> _WRITTEN PROBLEM_
Exclude images, then output the remaining data verbatim.

> _DATA PROVIDED_
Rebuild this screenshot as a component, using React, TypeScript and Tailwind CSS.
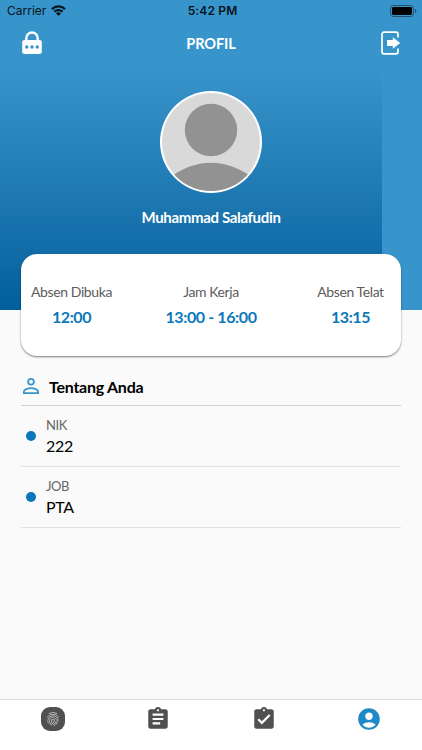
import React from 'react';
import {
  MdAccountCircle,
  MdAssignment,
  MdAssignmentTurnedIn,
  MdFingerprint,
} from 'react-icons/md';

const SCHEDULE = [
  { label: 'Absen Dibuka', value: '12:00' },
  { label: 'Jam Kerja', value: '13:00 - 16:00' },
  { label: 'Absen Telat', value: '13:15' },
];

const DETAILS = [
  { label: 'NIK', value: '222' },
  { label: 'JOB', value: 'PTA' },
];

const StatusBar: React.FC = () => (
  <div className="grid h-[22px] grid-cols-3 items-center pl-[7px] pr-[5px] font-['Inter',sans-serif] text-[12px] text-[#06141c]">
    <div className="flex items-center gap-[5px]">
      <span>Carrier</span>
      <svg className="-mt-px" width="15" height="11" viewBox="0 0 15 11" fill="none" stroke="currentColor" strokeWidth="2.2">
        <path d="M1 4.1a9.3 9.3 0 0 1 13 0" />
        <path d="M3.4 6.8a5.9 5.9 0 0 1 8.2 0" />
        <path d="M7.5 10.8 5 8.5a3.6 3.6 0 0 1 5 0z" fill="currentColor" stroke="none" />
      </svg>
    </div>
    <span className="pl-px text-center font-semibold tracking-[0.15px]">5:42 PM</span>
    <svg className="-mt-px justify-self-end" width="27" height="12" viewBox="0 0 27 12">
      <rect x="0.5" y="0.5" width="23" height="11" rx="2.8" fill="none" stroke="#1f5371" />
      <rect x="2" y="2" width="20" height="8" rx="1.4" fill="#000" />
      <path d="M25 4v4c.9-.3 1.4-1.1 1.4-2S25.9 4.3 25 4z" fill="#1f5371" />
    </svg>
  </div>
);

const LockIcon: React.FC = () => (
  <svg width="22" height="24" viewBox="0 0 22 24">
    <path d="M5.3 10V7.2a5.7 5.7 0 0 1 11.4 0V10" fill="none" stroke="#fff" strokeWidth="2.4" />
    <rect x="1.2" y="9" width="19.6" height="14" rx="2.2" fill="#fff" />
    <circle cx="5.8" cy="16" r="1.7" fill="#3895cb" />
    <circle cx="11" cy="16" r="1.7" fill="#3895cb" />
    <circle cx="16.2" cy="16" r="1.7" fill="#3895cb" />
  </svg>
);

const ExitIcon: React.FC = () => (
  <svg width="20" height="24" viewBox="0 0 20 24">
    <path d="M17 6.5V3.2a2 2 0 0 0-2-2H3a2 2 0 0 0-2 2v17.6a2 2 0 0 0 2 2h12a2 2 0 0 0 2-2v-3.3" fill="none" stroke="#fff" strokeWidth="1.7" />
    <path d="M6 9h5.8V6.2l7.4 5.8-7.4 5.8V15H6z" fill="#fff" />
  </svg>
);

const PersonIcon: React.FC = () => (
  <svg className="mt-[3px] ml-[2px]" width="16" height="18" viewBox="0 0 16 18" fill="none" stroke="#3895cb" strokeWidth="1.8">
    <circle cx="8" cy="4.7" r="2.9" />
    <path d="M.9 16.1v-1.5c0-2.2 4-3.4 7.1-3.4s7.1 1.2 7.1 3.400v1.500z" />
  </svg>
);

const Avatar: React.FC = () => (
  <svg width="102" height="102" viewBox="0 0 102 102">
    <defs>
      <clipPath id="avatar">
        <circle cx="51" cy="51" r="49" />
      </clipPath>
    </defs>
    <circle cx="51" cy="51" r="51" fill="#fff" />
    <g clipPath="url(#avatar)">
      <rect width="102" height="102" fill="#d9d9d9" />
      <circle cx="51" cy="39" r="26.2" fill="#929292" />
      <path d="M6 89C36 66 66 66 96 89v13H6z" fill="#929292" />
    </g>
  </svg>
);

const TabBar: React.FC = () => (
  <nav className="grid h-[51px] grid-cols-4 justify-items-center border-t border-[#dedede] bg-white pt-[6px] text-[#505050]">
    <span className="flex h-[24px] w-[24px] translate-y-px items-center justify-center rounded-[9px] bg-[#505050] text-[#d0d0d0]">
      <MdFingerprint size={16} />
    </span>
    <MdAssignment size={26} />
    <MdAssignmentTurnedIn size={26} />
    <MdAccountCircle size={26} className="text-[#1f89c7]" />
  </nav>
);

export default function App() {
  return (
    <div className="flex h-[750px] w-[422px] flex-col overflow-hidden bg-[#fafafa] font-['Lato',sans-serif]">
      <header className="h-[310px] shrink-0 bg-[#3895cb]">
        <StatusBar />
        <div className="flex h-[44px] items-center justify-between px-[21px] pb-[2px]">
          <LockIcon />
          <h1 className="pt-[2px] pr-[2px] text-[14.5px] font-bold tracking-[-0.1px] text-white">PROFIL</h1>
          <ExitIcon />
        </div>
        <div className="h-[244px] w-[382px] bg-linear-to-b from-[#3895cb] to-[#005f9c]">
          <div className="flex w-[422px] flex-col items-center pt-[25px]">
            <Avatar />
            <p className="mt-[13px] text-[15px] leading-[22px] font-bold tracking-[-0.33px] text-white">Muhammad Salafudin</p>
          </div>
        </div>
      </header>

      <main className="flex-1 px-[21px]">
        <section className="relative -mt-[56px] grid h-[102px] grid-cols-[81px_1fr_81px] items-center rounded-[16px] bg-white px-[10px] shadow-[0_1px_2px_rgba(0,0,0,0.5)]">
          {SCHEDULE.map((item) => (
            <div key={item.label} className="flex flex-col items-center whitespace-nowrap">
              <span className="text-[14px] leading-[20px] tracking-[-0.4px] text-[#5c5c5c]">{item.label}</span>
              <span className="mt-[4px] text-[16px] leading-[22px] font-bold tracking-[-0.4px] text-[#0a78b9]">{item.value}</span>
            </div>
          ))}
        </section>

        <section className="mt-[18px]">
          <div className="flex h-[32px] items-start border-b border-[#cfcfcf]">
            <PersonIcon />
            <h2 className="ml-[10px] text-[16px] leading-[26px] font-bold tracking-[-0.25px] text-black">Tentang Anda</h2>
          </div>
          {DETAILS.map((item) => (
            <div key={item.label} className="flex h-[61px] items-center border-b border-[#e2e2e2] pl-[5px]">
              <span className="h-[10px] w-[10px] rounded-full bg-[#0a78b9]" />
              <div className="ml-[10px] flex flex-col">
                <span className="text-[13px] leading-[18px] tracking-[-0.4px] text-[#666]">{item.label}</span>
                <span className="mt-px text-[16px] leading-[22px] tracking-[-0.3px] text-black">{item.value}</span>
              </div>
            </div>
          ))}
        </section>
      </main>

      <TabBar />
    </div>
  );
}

> _FULL SOLUTION_
Rebuild this screenshot as a component, using React, TypeScript and Tailwind CSS.
import React from 'react';
import {
  MdAccountCircle,
  MdAssignment,
  MdAssignmentTurnedIn,
  MdFingerprint,
} from 'react-icons/md';

const SCHEDULE = [
  { label: 'Absen Dibuka', value: '12:00' },
  { label: 'Jam Kerja', value: '13:00 - 16:00' },
  { label: 'Absen Telat', value: '13:15' },
];

const DETAILS = [
  { label: 'NIK', value: '222' },
  { label: 'JOB', value: 'PTA' },
];

const StatusBar: React.FC = () => (
  <div className="grid h-[22px] grid-cols-3 items-center pl-[7px] pr-[5px] font-['Inter',sans-serif] text-[12px] text-[#06141c]">
    <div className="flex items-center gap-[5px]">
      <span>Carrier</span>
      <svg className="-mt-px" width="15" height="11" viewBox="0 0 15 11" fill="none" stroke="currentColor" strokeWidth="2.2">
        <path d="M1 4.1a9.3 9.3 0 0 1 13 0" />
        <path d="M3.4 6.8a5.9 5.9 0 0 1 8.2 0" />
        <path d="M7.5 10.8 5 8.5a3.6 3.6 0 0 1 5 0z" fill="currentColor" stroke="none" />
      </svg>
    </div>
    <span className="pl-px text-center font-semibold tracking-[0.15px]">5:42 PM</span>
    <svg className="-mt-px justify-self-end" width="27" height="12" viewBox="0 0 27 12">
      <rect x="0.5" y="0.5" width="23" height="11" rx="2.8" fill="none" stroke="#1f5371" />
      <rect x="2" y="2" width="20" height="8" rx="1.4" fill="#000" />
      <path d="M25 4v4c.9-.3 1.4-1.1 1.4-2S25.9 4.3 25 4z" fill="#1f5371" />
    </svg>
  </div>
);

const LockIcon: React.FC = () => (
  <svg width="22" height="24" viewBox="0 0 22 24">
    <path d="M5.3 10V7.2a5.7 5.7 0 0 1 11.4 0V10" fill="none" stroke="#fff" strokeWidth="2.4" />
    <rect x="1.2" y="9" width="19.6" height="14" rx="2.2" fill="#fff" />
    <circle cx="5.8" cy="16" r="1.7" fill="#3895cb" />
    <circle cx="11" cy="16" r="1.7" fill="#3895cb" />
    <circle cx="16.2" cy="16" r="1.7" fill="#3895cb" />
  </svg>
);

const ExitIcon: React.FC = () => (
  <svg width="20" height="24" viewBox="0 0 20 24">
    <path d="M17 6.5V3.2a2 2 0 0 0-2-2H3a2 2 0 0 0-2 2v17.6a2 2 0 0 0 2 2h12a2 2 0 0 0 2-2v-3.3" fill="none" stroke="#fff" strokeWidth="1.7" />
    <path d="M6 9h5.8V6.2l7.4 5.8-7.4 5.8V15H6z" fill="#fff" />
  </svg>
);

const PersonIcon: React.FC = () => (
  <svg className="mt-[3px] ml-[2px]" width="16" height="18" viewBox="0 0 16 18" fill="none" stroke="#3895cb" strokeWidth="1.8">
    <circle cx="8" cy="4.7" r="2.9" />
    <path d="M.9 16.1v-1.5c0-2.2 4-3.4 7.1-3.4s7.1 1.2 7.1 3.400v1.500z" />
  </svg>
);

const Avatar: React.FC = () => (
  <svg width="102" height="102" viewBox="0 0 102 102">
    <defs>
      <clipPath id="avatar">
        <circle cx="51" cy="51" r="49" />
      </clipPath>
    </defs>
    <circle cx="51" cy="51" r="51" fill="#fff" />
    <g clipPath="url(#avatar)">
      <rect width="102" height="102" fill="#d9d9d9" />
      <circle cx="51" cy="39" r="26.2" fill="#929292" />
      <path d="M6 89C36 66 66 66 96 89v13H6z" fill="#929292" />
    </g>
  </svg>
);

const TabBar: React.FC = () => (
  <nav className="grid h-[51px] grid-cols-4 justify-items-center border-t border-[#dedede] bg-white pt-[6px] text-[#505050]">
    <span className="flex h-[24px] w-[24px] translate-y-px items-center justify-center rounded-[9px] bg-[#505050] text-[#d0d0d0]">
      <MdFingerprint size={16} />
    </span>
    <MdAssignment size={26} />
    <MdAssignmentTurnedIn size={26} />
    <MdAccountCircle size={26} className="text-[#1f89c7]" />
  </nav>
);

export default function App() {
  return (
    <div className="flex h-[750px] w-[422px] flex-col overflow-hidden bg-[#fafafa] font-['Lato',sans-serif]">
      <header className="h-[310px] shrink-0 bg-[#3895cb]">
        <StatusBar />
        <div className="flex h-[44px] items-center justify-between px-[21px] pb-[2px]">
          <LockIcon />
          <h1 className="pt-[2px] pr-[2px] text-[14.5px] font-bold tracking-[-0.1px] text-white">PROFIL</h1>
          <ExitIcon />
        </div>
        <div className="h-[244px] w-[382px] bg-linear-to-b from-[#3895cb] to-[#005f9c]">
          <div className="flex w-[422px] flex-col items-center pt-[25px]">
            <Avatar />
            <p className="mt-[13px] text-[15px] leading-[22px] font-bold tracking-[-0.33px] text-white">Muhammad Salafudin</p>
          </div>
        </div>
      </header>

      <main className="flex-1 px-[21px]">
        <section className="relative -mt-[56px] grid h-[102px] grid-cols-[81px_1fr_81px] items-center rounded-[16px] bg-white px-[10px] shadow-[0_1px_2px_rgba(0,0,0,0.5)]">
          {SCHEDULE.map((item) => (
            <div key={item.label} className="flex flex-col items-center whitespace-nowrap">
              <span className="text-[14px] leading-[20px] tracking-[-0.4px] text-[#5c5c5c]">{item.label}</span>
              <span className="mt-[4px] text-[16px] leading-[22px] font-bold tracking-[-0.4px] text-[#0a78b9]">{item.value}</span>
            </div>
          ))}
        </section>

        <section className="mt-[18px]">
          <div className="flex h-[32px] items-start border-b border-[#cfcfcf]">
            <PersonIcon />
            <h2 className="ml-[10px] text-[16px] leading-[26px] font-bold tracking-[-0.25px] text-black">Tentang Anda</h2>
          </div>
          {DETAILS.map((item) => (
            <div key={item.label} className="flex h-[61px] items-center border-b border-[#e2e2e2] pl-[5px]">
              <span className="h-[10px] w-[10px] rounded-full bg-[#0a78b9]" />
              <div className="ml-[10px] flex flex-col">
                <span className="text-[13px] leading-[18px] tracking-[-0.4px] text-[#666]">{item.label}</span>
                <span className="mt-px text-[16px] leading-[22px] tracking-[-0.3px] text-black">{item.value}</span>
              </div>
            </div>
          ))}
        </section>
      </main>

      <TabBar />
    </div>
  );
}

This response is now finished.